The sine qua non of the autonomous follower is his belief in automatic action with no agent. All good people, and he most of all, are only instruments of an order which is supposed already to have been made.

Perhaps Poppy Bush made the order, speaking psychologically. Perhaps Our Father made it, theologically. Perhaps W.’s advisers know who made it, and will tell him. Perhaps “democracy,” which W. loves only in the guise of a vast instrumental mechanism, grinding across the globe, a teleology of the world-spirit—perhaps free markets and democracy made the order inevitable.

Freedom, W.’s favorite word, is the word he understands least. His unconscious philosophy is necessitarian. Ask him what mistakes he has made and he can’t think of any. To make a mistake, you must have had a choice.

In this way he can take for granted that he is an instrument of good without being arrogant or ambitious. It is one of the most appealing things about him. “I am a lowly sinner,” he announces to his evangelical constituents, by which he reminds himself of his own exemption from responsibility and his redemption by divine unfreedom. He makes up orders that are assembled from the bric-a-brac of instruction, correction, remembered adage, childhood experience, assumed law, scripture, in a collection of string, paper trash, and bits of bright foil.

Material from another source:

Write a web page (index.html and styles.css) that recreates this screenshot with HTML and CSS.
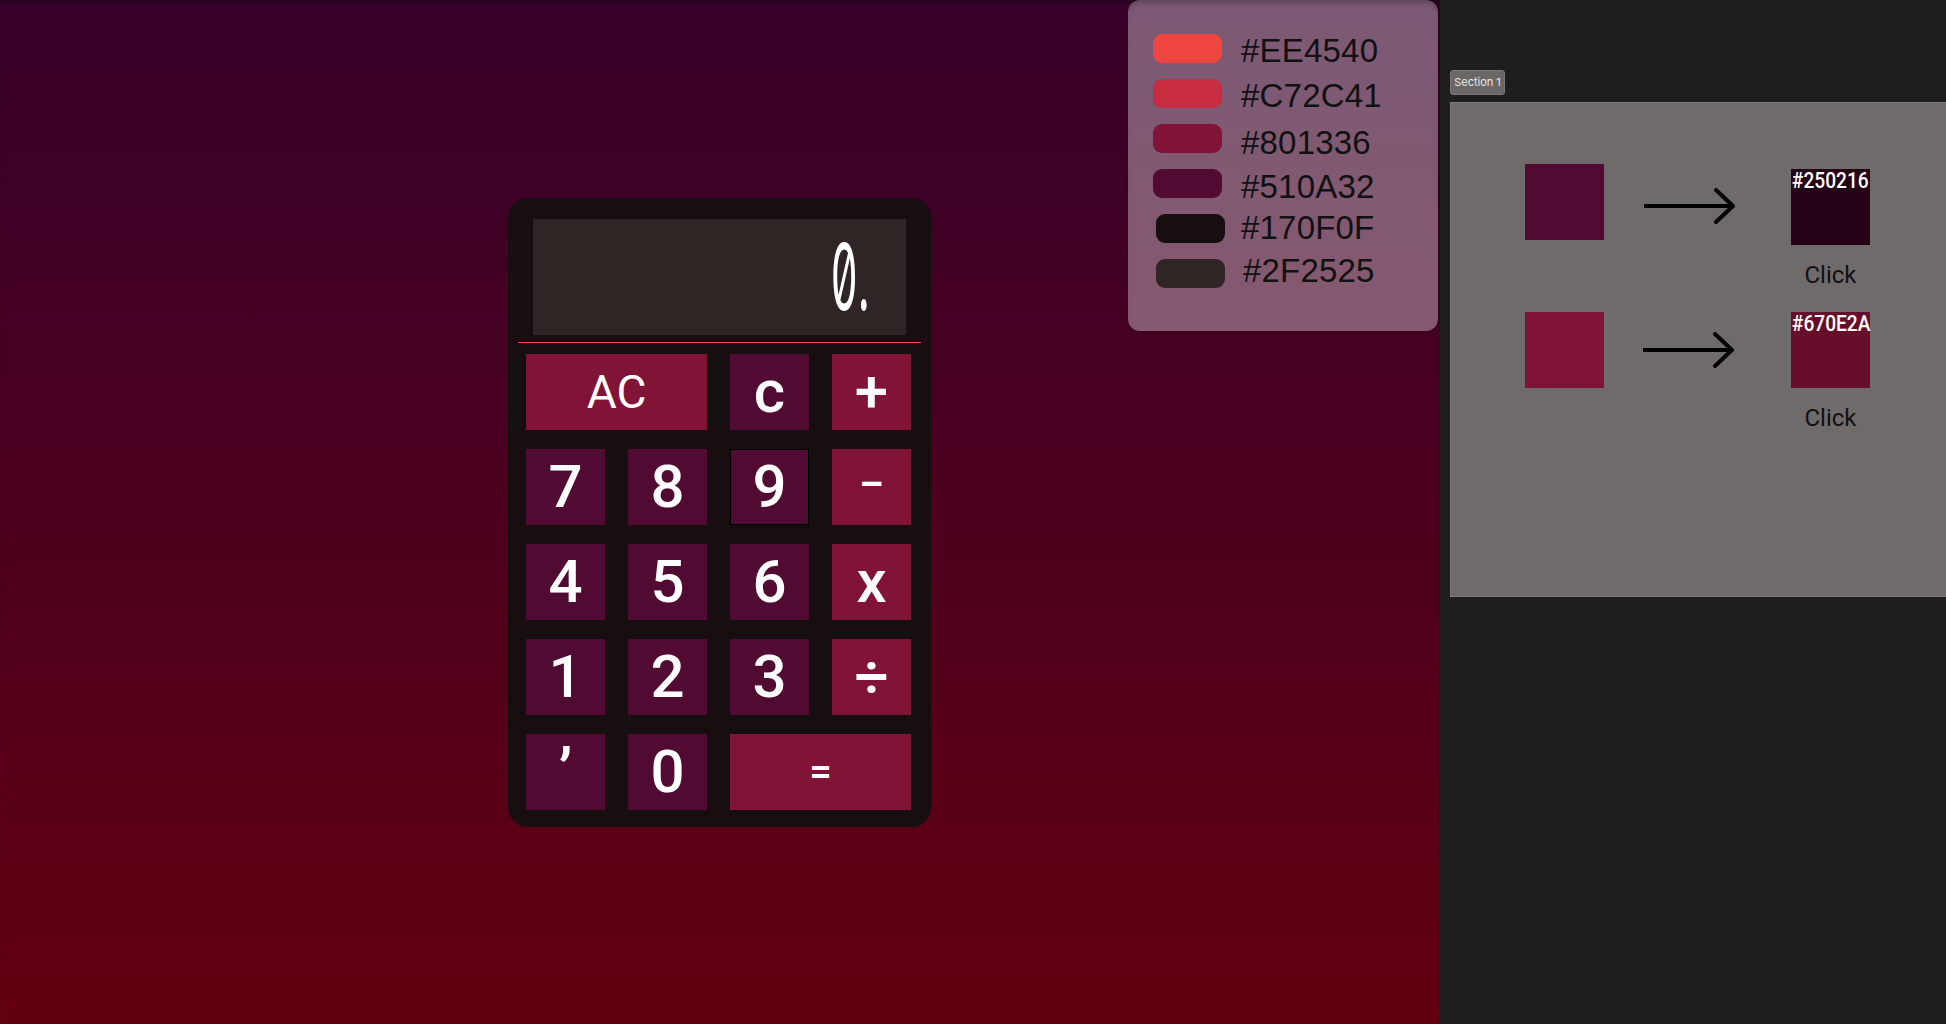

W. was corrected many, many times as a boy. Those corrections make up his truth. You can see and hear it in every speech. It is what gives his face its extraordinary air of inexperience, of innocence. He is not facing reality and trying to think; he is squinting and trying to remember his lessons. When W. addresses the bad guys to pronounce their doom, and exhorts the decent people to trust in the good things to come—when he promises everything, regardless of reality, assuring his listeners they have nothing to fear, and nothing to pay, because nothing costs anything, in a world of final security where two plus two equals either four, or five—we hear W. addressing himself, not America. He is catechizing himself.